Programmatic advertising, meanwhile, “remained stable,” Owl & Co. found, and was “driven by AdSense.” Programmatic accounted for $1.3B of revenue in 2024 and $1.4B in 2025.

In 2025, $6B of the global $9.2B earned came from the United States. Owl & Co. estimated that the U.S.’s total podcast revenue for 2025 accounted for a full 2% of all U.S. digital ad earnings.

And video podcasts alone accounted for $2.3B of the U.S.’s podcast earnings in 2025. That’s 41%, up from 28% in 2024.

Which brings us back to a central question Owl & Co. poses in this report: What counts as a podcast? YouTube and Spotify have spent years battling to lock down video podcast creators; they’ve signed hosts and networks for exclusive deals, have ramped up tools for podcast creation, distribution, and monetization, and have talked up their podcast traffic.

But at what point does a “video podcast” just become…a video? Are these shows different from regular YouTube uploads because everyone’s sitting around in the same room with a mic? Is there some definitive element that makes an episode of Rotten Mango, for example, different from Dr Insanity‘s true crime deep dives?

For this report, Owl & Co. figured it would follow in YouTube’s footsteps. The platform launched its first podcast charts last year

, and some of the content that popped up there surprised us. Had those been podcasts all along? Lopez said YouTube decided not to judge podcasts based on internal judgment; instead, it deemed shows podcasts if the creators said they were podcasts.

“[I]f a creator calls it a podcast, who are we to argue?” Lopez said. The report added that Owl & Co. considers self-publishing “a key distinction between TV and video podcasts,” and that podcasts “often, but not always” have an RSS feed.

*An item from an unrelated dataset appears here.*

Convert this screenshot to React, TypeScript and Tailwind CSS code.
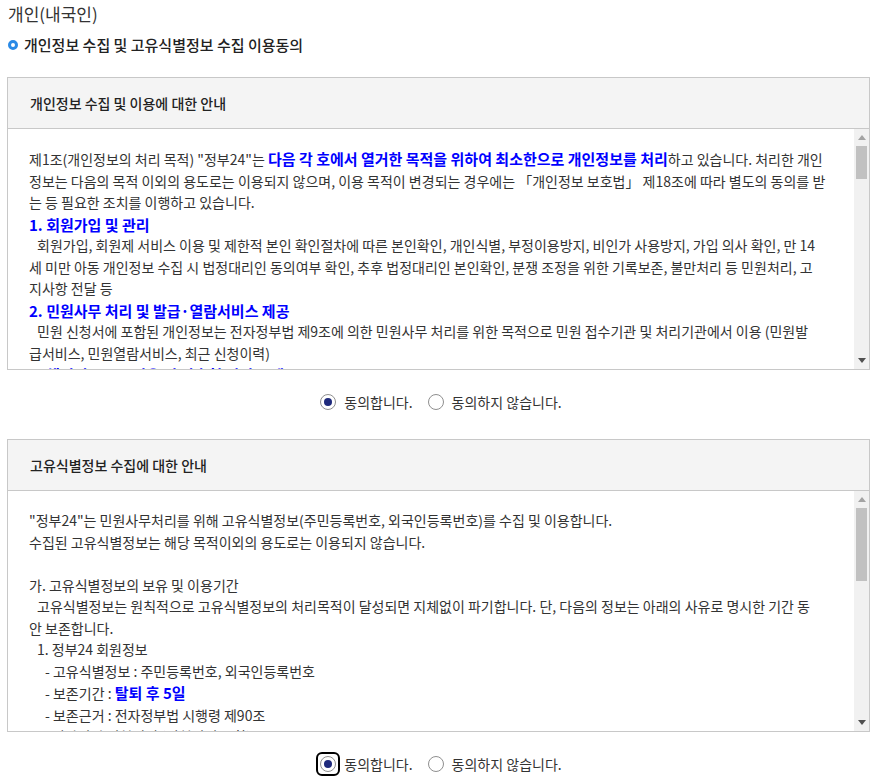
import type { ReactNode } from "react";

const B = ({ children }: { children: ReactNode }) => (
  <span className="text-[15px] font-bold text-[#0000ff]">{children}</span>
);

const H = ({ children }: { children: ReactNode }) => (
  <p className="text-[15px] font-bold text-[#0000ff]">{children}</p>
);

const Radio = ({
  checked,
  focused,
  label,
}: {
  checked?: boolean;
  focused?: boolean;
  label: string;
}) => (
  <label className="flex items-center gap-[8px]">
    <span
      className={`-m-[2px] flex h-[20px] w-[20px] items-center justify-center rounded-[4px] ${
        focused ? "outline-2 outline-black" : ""
      }`}
    >
      <span className="flex h-[16px] w-[16px] items-center justify-center rounded-full border border-[#8f8f8f] bg-white">
        {checked && <span className="h-[8px] w-[8px] rounded-full bg-[#1f2a7c]" />}
      </span>
    </span>
    <span>{label}</span>
  </label>
);

const Agree = ({ focused }: { focused?: boolean }) => (
  <div className="flex h-[20px] items-center justify-center gap-[15px] text-[14px] text-[#333]">
    <Radio checked focused={focused} label="동의합니다." />
    <Radio label="동의하지 않습니다." />
  </div>
);

// drawn scrollbar, scrolled to the top
const Scrollbar = ({ thumb }: { thumb: number }) => (
  <div className="flex w-[15px] shrink-0 flex-col bg-[#f1f1f1]">
    <div className="flex h-[17px] items-center justify-center">
      <svg width="8" height="5" viewBox="0 0 8 5">
        <path d="M0 5 L4 0 L8 5 Z" fill="#a3a3a3" />
      </svg>
    </div>
    <div className="flex-1 px-[2px]">
      <div className="w-full bg-[#c1c1c1]" style={{ height: thumb }} />
    </div>
    <div className="flex h-[17px] items-center justify-center">
      <svg width="8" height="5" viewBox="0 0 8 5">
        <path d="M0 0 L8 0 L4 5 Z" fill="#505050" />
      </svg>
    </div>
  </div>
);

const Box = ({
  title,
  thumb,
  children,
}: {
  title: string;
  thumb: number;
  children: ReactNode;
}) => (
  <div className="ml-[7px] mr-[12px] border border-[#c8c8c8]">
    <div className="flex h-[51px] items-center border-b border-[#c8c8c8] bg-[#f4f4f4] px-[22px] text-[14px] font-medium text-[#222]">
      {title}
    </div>
    <div className="flex h-[240px]">
      <div className="flex-1 overflow-hidden pl-[21px] pr-[20px] pt-[19px] text-[14px] leading-[21.5px] text-[#333]">
        {children}
      </div>
      <Scrollbar thumb={thumb} />
    </div>
  </div>
);

export default function App() {
  return (
    <div className="min-h-[784px] w-[882px] bg-white pt-[2px] font-['Noto_Sans_CJK_KR','Noto_Sans',sans-serif] text-[#333]">
      <h2 className="ml-[8px] text-[17px] leading-[24px] text-[#333]">개인(내국인)</h2>
      <div className="ml-[8px] mt-[8px] flex h-[22px] items-center gap-[6px] text-[15px] font-medium text-[#222]">
        <span className="h-[10px] w-[10px] rounded-full border-[3px] border-[#2a8ae6]" />
        개인정보 수집 및 고유식별정보 수집 이용동의
      </div>

      <div className="mt-[21px]">
        <Box title="개인정보 수집 및 이용에 대한 안내" thumb={33}>
          <p>
            제1조(개인정보의 처리 목적) "정부24"는{" "}
            <B>다음 각 호에서 열거한 목적을 위하여 최소한으로 개인정보를 처리</B>
            하고 있습니다. 처리한 개인정보는 다음의 목적 이외의 용도로는 이용되지 않으며, 이용
            목적이 변경되는 경우에는 「개인정보 보호법」 제18조에 따라 별도의 동의를 받는 등
            필요한 조치를 이행하고 있습니다.
          </p>
          <H>1. 회원가입 및 관리</H>
          <p className="indent-2">
            회원가입, 회원제 서비스 이용 및 제한적 본인 확인절차에 따른 본인확인, 개인식별,
            부정이용방지, 비인가 사용방지, 가입 의사 확인, 만 14
            <br />세 미만 아동 개인정보 수집 시 법정대리인 동의여부 확인, 추후 법정대리인
            본인확인, 분쟁 조정을 위한 기록보존, 불만처리 등 민원처리, 고
            <br />
            지사항 전달 등
          </p>
          <H>2. 민원사무 처리 및 발급·열람서비스 제공</H>
          <p className="indent-2">
            민원 신청서에 포함된 개인정보는 전자정부법 제9조에 의한 민원사무 처리를 위한
            목적으로 민원 접수기관 및 처리기관에서 이용 (민원발
            <br />
            급서비스, 민원열람서비스, 최근 신청이력)
          </p>
          <H>3. 행정정보 공동이용 및 맞춤형 서비스 제공</H>
          <p className="indent-2">
            민원 처리에 필요한 구비서류를 행정기관이 직접 확인하기 위한 행정정보 공동이용,
            생애주기별 맞춤형 서비스 안내 및 알림 서비스 제공
          </p>
          <H>4. 민원 신청 및 처리결과 통지</H>
          <p className="indent-2">
            신청한 민원의 접수, 처리상태, 처리결과를 문자메시지(SMS) 및 전자우편으로 통지
          </p>
        </Box>

        <div className="mb-[27px] mt-[22px]">
          <Agree />
        </div>

        <Box title="고유식별정보 수집에 대한 안내" thumb={73}>
          <p>"정부24"는 민원사무처리를 위해 고유식별정보(주민등록번호, 외국인등록번호)를 수집 및 이용합니다.</p>
          <p>수집된 고유식별정보는 해당 목적이외의 용도로는 이용되지 않습니다.</p>
          <br />
          <p>가. 고유식별정보의 보유 및 이용기간</p>
          <p className="indent-2">
            고유식별정보는 원칙적으로 고유식별정보의 처리목적이 달성되면 지체없이 파기합니다. 단,
            다음의 정보는 아래의 사유로 명시한 기간 동
            <br />안 보존합니다.
          </p>
          <p className="pl-2">1. 정부24 회원정보</p>
          <p className="pl-4">- 고유식별정보 : 주민등록번호, 외국인등록번호</p>
          <p className="pl-4">
            - 보존기간 : <B>탈퇴 후 5일</B>
          </p>
          <p className="pl-4">- 보존근거 : 전자정부법 시행령 제90조</p>
          <p className="pl-2">2. 전자민원 신청이력 (신청이력 포함)</p>
          <p className="pl-4">- 고유식별정보 : 주민등록번호, 외국인등록번호</p>
          <p className="pl-4">- 보존기간 : 5년</p>
        </Box>

        <div className="mt-[22px]">
          <Agree focused />
        </div>
      </div>
    </div>
  );
}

Ultimately, Owl & Co.’s viewpoint is that “an expansive, flexible definition [of “podcast”] is more sustainable than a restrictive one.”

“What it means to be a podcast is changing,” it said, “and that has implications for creation, monetization, and discovery.”

Those implications can be seen in Owl & Co.’s breakdown of podcasting’s 27% YoY leap in revenue from 2024 to 2025. Of the companies it spoke to, 74% reported growth in their podcast business. 37% said their podcast businesses were “significantly better” in 2025 vs 2024.

Why were they better? Companies reported reasons like:

  • “Podcasts increasingly bought alongside radio/audio”
  • “This [video-to-audio] transformation is redefining podcast companies as full-scale media producers, closer to TV networks than traditional audio publishers”
  • “Industry maturity, additional inventory”
  • and “Growing demand from platforms for audiovisual content and higher metrics”

While direct ads grew and programmatic ads stayed the same, another major revenue driver remained dependable: community subscriptions. Owl & Co. found that Patreon “accounts for more consumer revenue than any other company,” and that listeners who subscribe to their favorite shows through Patreon (and other platforms like Supercast and Substack) “think of themselves as supporters, not just subscribers.”

Owl & Co.’s forward look from this report advises podcast publishers to lean more on money from supporters instead of relying on platform earnings. It noted that it’s seen “YouTube CPMs and sell-through rates fluctuate (and are generally lower outside key markets).”

“The $9.2B podcasting market is still maturing,” it concluded. “As the industry evolves, new entrants can win and incumbents can reinvent themselves. Those who succeed will determine the definition of podcasting.”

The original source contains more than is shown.